A competitor can easily copy your products or design and make it as his own product with minor changes. Similarly, he can apply your ideas or business model to challenge your growth. Sometimes, he pulls out some of your employees with lucrative benefits. Out of all the above possibilities, one thing the competitor cannot copy or steal from your organization is its CULTURE.
Culture in any organization is characterized by its ideas, customs, and social behavior of employees and it drives the organization’s growth and distinguishes it from others. Japan has shown an exemplary example to the world that how culture leads to a national success. They have been very particular about respecting everyone, lead with humility and seek perfection in anything they do. Today they are the pioneer of major products and services within a short time since they came back from the unforgettable world war memories.
How they reinvented their wheel of success with their culture?
Developing culture in an organization is not an easy task. But it’s simple if we follow the principles. The principles are the following;
- Encourage Small (Daily) Improvements
- Following Ethics
- Institute Discipline
Encourage Small (Daily) Improvements:
We often aim for bigger results by doing major improvement projects. Management is also interested in focusing its time and energy in monitoring the big projects which ultimately leads to big results. No harm in doing that. However, one must understand that the success of the organization lies in the success of every team in every stage.
It means improvement must happen in top management level, mid management level and working level.
The improvements done in management level often missed out to involve the employees at the bottom stages. Working level improvements are left to supervisors or their managers.
A growth of a plant must take at root level so that the growth is assured at every part of the part. Improvements happening at workers level are nothing but improving the root of a plant. Even in any uncomfortable situation the improvements done at the root level will take hold of the entire organization to avoid major losses.

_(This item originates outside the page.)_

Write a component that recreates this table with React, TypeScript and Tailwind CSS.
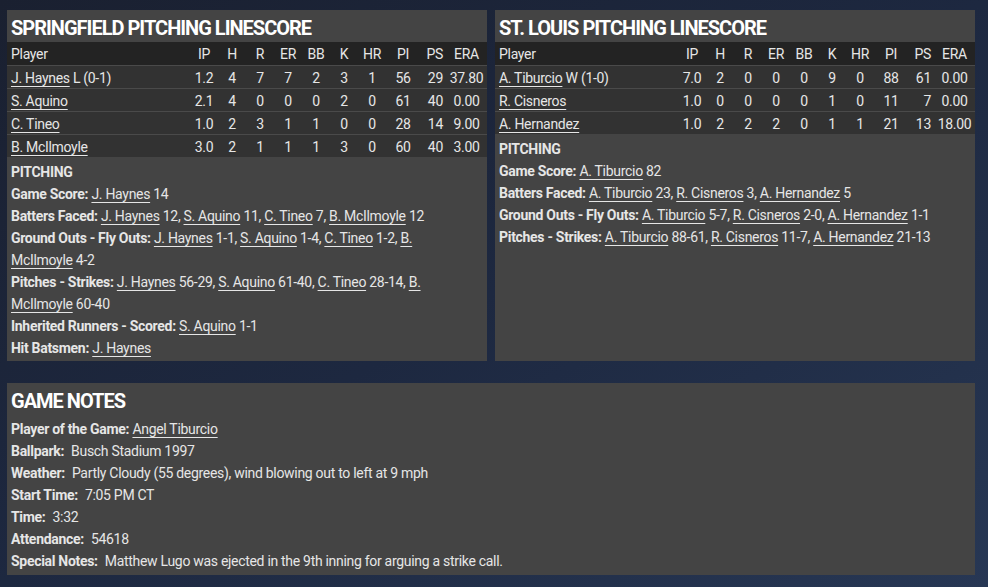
import React from "react";

type Row = {
  name: string;
  note?: string;
  ip: string;
  h: number;
  r: number;
  er: number;
  bb: number;
  k: number;
  hr: number;
  pi: number;
  ps: number;
  era: string;
};

type Part = string | { link: string };
type Line = { label: string; parts: Part[] };

const springfield: Row[] = [
  { name: "J. Haynes", note: "L (0-1)", ip: "1.2", h: 4, r: 7, er: 7, bb: 2, k: 3, hr: 1, pi: 56, ps: 29, era: "37.80" },
  { name: "S. Aquino", ip: "2.1", h: 4, r: 0, er: 0, bb: 0, k: 2, hr: 0, pi: 61, ps: 40, era: "0.00" },
  { name: "C. Tineo", ip: "1.0", h: 2, r: 3, er: 1, bb: 1, k: 0, hr: 0, pi: 28, ps: 14, era: "9.00" },
  { name: "B. McIlmoyle", ip: "3.0", h: 2, r: 1, er: 1, bb: 1, k: 3, hr: 0, pi: 60, ps: 40, era: "3.00" },
];

const stlouis: Row[] = [
  { name: "A. Tiburcio", note: "W (1-0)", ip: "7.0", h: 2, r: 0, er: 0, bb: 0, k: 9, hr: 0, pi: 88, ps: 61, era: "0.00" },
  { name: "R. Cisneros", ip: "1.0", h: 0, r: 0, er: 0, bb: 0, k: 1, hr: 0, pi: 11, ps: 7, era: "0.00" },
  { name: "A. Hernandez", ip: "1.0", h: 2, r: 2, er: 2, bb: 0, k: 1, hr: 1, pi: 21, ps: 13, era: "18.00" },
];

const springfieldLines: Line[] = [
  { label: "Game Score:", parts: [{ link: "J. Haynes" }, " 14"] },
  {
    label: "Batters Faced:",
    parts: [{ link: "J. Haynes" }, " 12, ", { link: "S. Aquino" }, " 11, ", { link: "C. Tineo" }, " 7, ", { link: "B. McIlmoyle" }, " 12"],
  },
  {
    label: "Ground Outs - Fly Outs:",
    parts: [{ link: "J. Haynes" }, " 1-1, ", { link: "S. Aquino" }, " 1-4, ", { link: "C. Tineo" }, " 1-2, ", { link: "B. McIlmoyle" }, " 4-2"],
  },
  {
    label: "Pitches - Strikes:",
    parts: [{ link: "J. Haynes" }, " 56-29, ", { link: "S. Aquino" }, " 61-40, ", { link: "C. Tineo" }, " 28-14, ", { link: "B. McIlmoyle" }, " 60-40"],
  },
  { label: "Inherited Runners - Scored:", parts: [{ link: "S. Aquino" }, " 1-1"] },
  { label: "Hit Batsmen:", parts: [{ link: "J. Haynes" }] },
];

const stlouisLines: Line[] = [
  { label: "Game Score:", parts: [{ link: "A. Tiburcio" }, " 82"] },
  {
    label: "Batters Faced:",
    parts: [{ link: "A. Tiburcio" }, " 23, ", { link: "R. Cisneros" }, " 3, ", { link: "A. Hernandez" }, " 5"],
  },
  {
    label: "Ground Outs - Fly Outs:",
    parts: [{ link: "A. Tiburcio" }, " 5-7, ", { link: "R. Cisneros" }, " 2-0, ", { link: "A. Hernandez" }, " 1-1"],
  },
  {
    label: "Pitches - Strikes:",
    parts: [{ link: "A. Tiburcio" }, " 88-61, ", { link: "R. Cisneros" }, " 11-7, ", { link: "A. Hernandez" }, " 21-13"],
  },
];

const Link = ({ children }: { children: React.ReactNode }) => (
  <span className="underline underline-offset-[3px] decoration-1">{children}</span>
);

function PitchingTable({ title, rows, lines }: { title: string; rows: Row[]; lines: Line[] }) {
  return (
    <div className="bg-[#444444] w-[480px] h-[351px] flex flex-col">
      <h2 className="text-[20px] font-bold text-white px-1 h-[32px] leading-[36px] tracking-[-1px]">{title}</h2>
      <table className="table-fixed w-full text-[14px] text-[#e6e6e6] border-collapse tracking-[-0.3px]">
        <colgroup>
          <col className="w-[183px]" />
          <col className="w-[28px]" />
          <col className="w-[28px]" />
          <col className="w-[28px]" />
          <col className="w-[28px]" />
          <col className="w-[28px]" />
          <col className="w-[28px]" />
          <col className="w-[28px]" />
          <col className="w-[34px]" />
          <col className="w-[26px]" />
          <col className="w-[41px]" />
        </colgroup>
        <thead>
          <tr className="bg-[#232323] h-[23px]">
            <th className="text-left font-normal pl-1 pt-[2px]">Player</th>
            {["IP", "H", "R", "ER", "BB", "K", "HR", "PI"].map((c) => (
              <th key={c} className="font-normal text-center pt-[2px]">{c}</th>
            ))}
            <th className="font-normal text-right pr-[3px] pt-[2px]">PS</th>
            <th className="font-normal text-center pt-[2px]">ERA</th>
          </tr>
        </thead>
        <tbody>
          {rows.map((r) => (
            <tr key={r.name} className="bg-[#323232] h-[22px] border-t border-[#4a4a4a] [&>td]:pt-[2px] [&>td]:leading-[20px]">
              <td className="pl-1 whitespace-nowrap">
                <Link>{r.name}</Link>
                {r.note && <span> {r.note}</span>}
              </td>
              <td className="text-center">{r.ip}</td>
              <td className="text-center">{r.h}</td>
              <td className="text-center">{r.r}</td>
              <td className="text-center">{r.er}</td>
              <td className="text-center">{r.bb}</td>
              <td className="text-center">{r.k}</td>
              <td className="text-center">{r.hr}</td>
              <td className="text-center">{r.pi}</td>
              <td className="text-right pr-[3px]">{r.ps}</td>
              <td className="text-center">{r.era}</td>
            </tr>
          ))}
        </tbody>
      </table>
      <div className="pl-1 pr-[12px] pt-[4px] text-[14px] leading-[22px] text-[#e6e6e6] tracking-[-0.3px]">
        <div className="font-bold">PITCHING</div>
        {lines.map((l) => (
          <div key={l.label}>
            <span className="font-bold">{l.label}</span>{" "}
            {l.parts.map((p, i) =>
              typeof p === "string" ? <span key={i}>{p}</span> : <Link key={i}>{p.link}</Link>
            )}
          </div>
        ))}
      </div>
    </div>
  );
}

const notes: { label: string; value: string; link?: boolean }[] = [
  { label: "Player of the Game:", value: "Angel Tiburcio", link: true },
  { label: "Ballpark:", value: "Busch Stadium 1997" },
  { label: "Weather:", value: "Partly Cloudy (55 degrees), wind blowing out to left at 9 mph" },
  { label: "Start Time:", value: "7:05 PM CT" },
  { label: "Time:", value: "3:32" },
  { label: "Attendance:", value: "54618" },
  { label: "Special Notes:", value: "Matthew Lugo was ejected in the 9th inning for arguing a strike call." },
];

export default function App() {
  return (
    <div
      className="w-[988px] h-[587px] overflow-hidden bg-gradient-to-br from-[#1a2030] via-[#1d2840] to-[#273754] pt-[10px] pl-[7px]"
      style={{ fontFamily: "Roboto, 'Noto Sans', sans-serif" }}
    >
      <div className="flex gap-[8px]">
        <PitchingTable title="SPRINGFIELD PITCHING LINESCORE" rows={springfield} lines={springfieldLines} />
        <PitchingTable title="ST. LOUIS PITCHING LINESCORE" rows={stlouis} lines={stlouisLines} />
      </div>
      <div className="mt-[22px] bg-[#444444] w-[968px] h-[192px] px-1 text-[14px] text-[#e6e6e6] tracking-[-0.3px]">
        <h2 className="text-[20px] font-bold text-white h-[35px] leading-[36px] tracking-[-1px]">GAME NOTES</h2>
        <div className="leading-[22px]">
          {notes.map((n) => (
            <div key={n.label}>
              <span className="font-bold">{n.label}</span>
              {n.link ? (
                <>
                  {" "}
                  <Link>{n.value}</Link>
                </>
              ) : (
                <span className="pl-[7px]">{n.value}</span>
              )}
            </div>
          ))}
        </div>
      </div>
    </div>
  );
}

Alternatively, the daily habits of bringing small changes into the work will result in stunning results over the time. The power of consistently bringing out incremental changes cannot be overwhelmed by any other major improvements in the shop floor.
Business ethics is a core value of sustaining any business. Top management has a major role to play here. By showing their commitment in adhering to the organization’s policies they can exhibit a state of cultural ethics across the organization.
For example, A rail company in Japan has apologized after one of its trains departed 20 seconds early and a hotel apologized for the internet outage for ONE MINUTE at 4 am. A time when pretty much no one would be aware of such issues. But still, they apologized to show their core values of how well they treat their customers.
Such actions set an example to others in the organization.
The word “discipline” is from the Latin word disciplina meaning “instruction and training”. It’s derived from the root word discere — “to learn.” To bring discipline one must undergo continuous training and equipped with well-defined instructions to proceed with.
Training shall not be a onetime event instead it must be a consistent approach to impart knowledge by various means. For example, it can be supported with on-job learning, peers hand-holding and classroom training.
In addition, every workplace should be available with visual indications as a form of work instructions or standard operating procedure. An operating procedure shall be simple in terms of understanding and as much as possible it is to be visually exhibited. Because, an image is worth of thousand words.
Culture is something we cannot see in short term, but it will reap the long-term benefit once the principles are understood correctly and implemented it effectively.